She promised students would not have to go into debt to get a college education, suggesting they could work 10 hours a week to defray the costs and saying loan repayment periods should last no more than 20 years. However, she said that, unlike her opponent in the Democratic primary, Vermont Sen. Bernie Sanders, she did not believe that college should be free for everyone.
“I do not want you to pay to send Donald Trump’s youngest child for free to college,” she said.
She criticized Trump for his statements about preventing Muslims from entering the United States. She said she would not send American ground troops to Syria and Iraq to fight ISIS but would work with coalition partners in the area, who are necessary in the effort.
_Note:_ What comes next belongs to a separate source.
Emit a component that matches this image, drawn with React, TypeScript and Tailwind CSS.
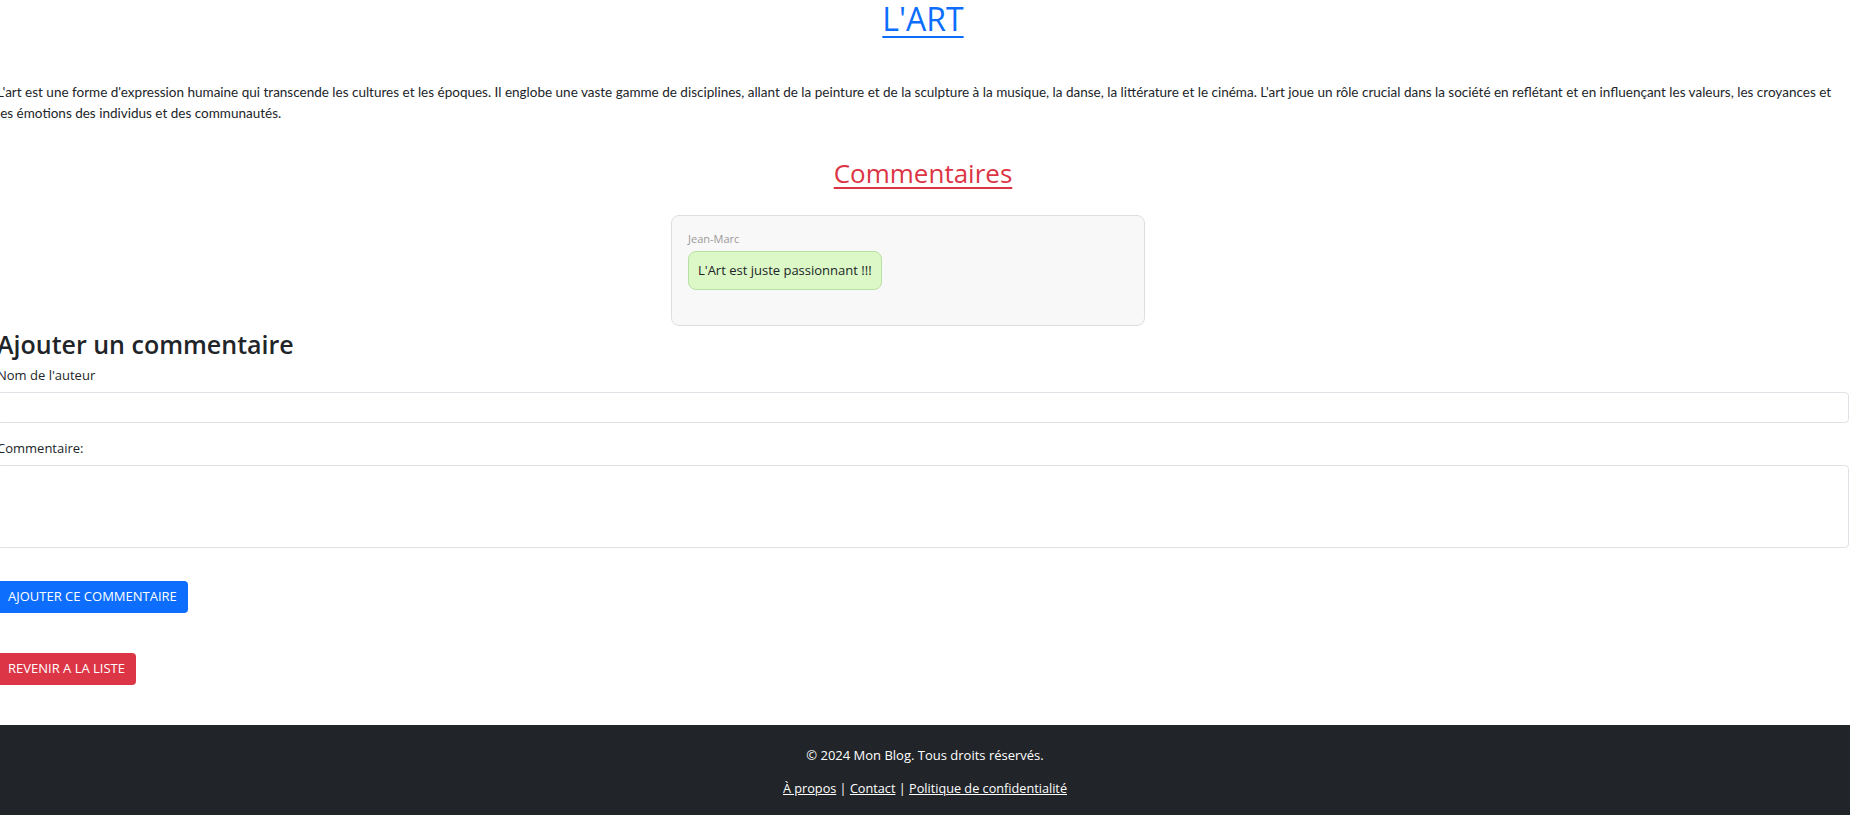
import React from 'react';

const font = { fontFamily: '"Open Sans", "Noto Sans", sans-serif' };

function CommentCard({ author, text }: { author: string; text: string }) {
  return (
    <div className="w-[474px] rounded-lg border border-[#dedede] bg-[#f8f8f8] px-4 pt-[16px] pb-[35px]">
      <p className="text-[11px] leading-[14px] text-[#9a9a9a]">{author}</p>
      <div className="mt-[5px] inline-block rounded-lg border border-[#b8e0a5] bg-[#dcf8c6] px-[9px] py-[9px] text-[13px] leading-[19px] text-[#212529]">
        {text}
      </div>
    </div>
  );
}

export default function App() {
  return (
    <div className="h-screen overflow-hidden bg-white text-[#212529]" style={font}>
      <div className="-ml-[3px] w-[1852px]">
        <h2 className="text-center text-[32px] leading-[38px]">
          <a href="#" className="text-[#0d6efd] underline decoration-2 underline-offset-[5px]">
            L'ART
          </a>
        </h2>

        <p className="mt-[44px] pr-[12px] font-['Lato',sans-serif] text-[13.5px] leading-[21px]">
          L'art est une forme d'expression humaine qui transcende les cultures et les époques. Il englobe une vaste
          gamme de disciplines, allant de la peinture et de la sculpture à la musique, la danse, la littérature et le
          cinéma. L'art joue un rôle crucial dans la société en reflétant et en influençant les valeurs, les croyances
          et les émotions des individus et des communautés.
        </p>

        <h3 className="mt-[32px] text-center text-[26px] leading-[34px]">
          <a href="#" className="text-[#dc3545] underline decoration-2 underline-offset-[4px]">
            Commentaires
          </a>
        </h3>

        <div className="mt-[25px] flex justify-center pr-[30px]">
          <CommentCard author="Jean-Marc" text="L'Art est juste passionnant !!!" />
        </div>

        <h4 className="mt-[4px] text-[25px] leading-[29px] font-semibold">Ajouter un commentaire</h4>

        <form className="flex flex-col">
          <label className="mt-[6px] text-[13px] leading-[21px]">Nom de l'auteur</label>
          <input
            type="text"
            className="mt-[6px] h-[31px] w-full rounded border border-[#dee2e6] px-2 text-sm outline-none"
          />
          <label className="mt-[15px] text-[13px] leading-[21px]">Commentaire:</label>
          <textarea className="mt-[6px] h-[83px] w-full resize-none rounded border border-[#dee2e6] px-2 text-sm outline-none" />
          <div className="mt-[33px]">
            <button
              type="button"
              className="h-[32px] rounded bg-[#0d6efd] px-[11px] text-[13px] uppercase text-white"
            >
              Ajouter ce commentaire
            </button>
          </div>
        </form>

        <div className="mt-[40px]">
          <button type="button" className="h-[32px] rounded bg-[#dc3545] px-[11px] text-[13px] uppercase text-white">
            Revenir a la liste
          </button>
        </div>
      </div>

      <footer className="mt-[40px] bg-[#212529] pt-[20px] pb-[40px] text-center text-[13px] text-white">
        <p className="leading-[21px]">© 2024 Mon Blog. Tous droits réservés.</p>
        <p className="mt-[12px] text-[12.7px] leading-[21px]">
          <a href="#" className="underline">À propos</a> | <a href="#" className="underline">Contact</a> |{' '}
          <a href="#" className="underline">Politique de confidentialité</a>
        </p>
      </footer>
    </div>
  );
}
“So when the leading Republican candidate in his long line of insulting all kind of people insults Islam, insults Muslim-Americans, that makes the job harder,” she said. “It’s not only offensive. It’s dangerous.”
She criticized Republican policies that she said reduced voting rights, and she said the Supreme Court’s Citizens United ruling on campaign finance should be reversed. “I would appoint Supreme Court justices who cared more about a person’s right to vote than a billionaire’s right to buy an election,” she said.
She said she supported President Obama’s right to nominate a Supreme Court justice to fill the vacancy left by the death of Justice Antonin Scalia.
“It is just beyond my comprehension that the United States Senate, which has a constitutional responsibility to act on a nomination, is basically saying, ‘No, we won’t even consider it. We won’t even look at it,’” she said.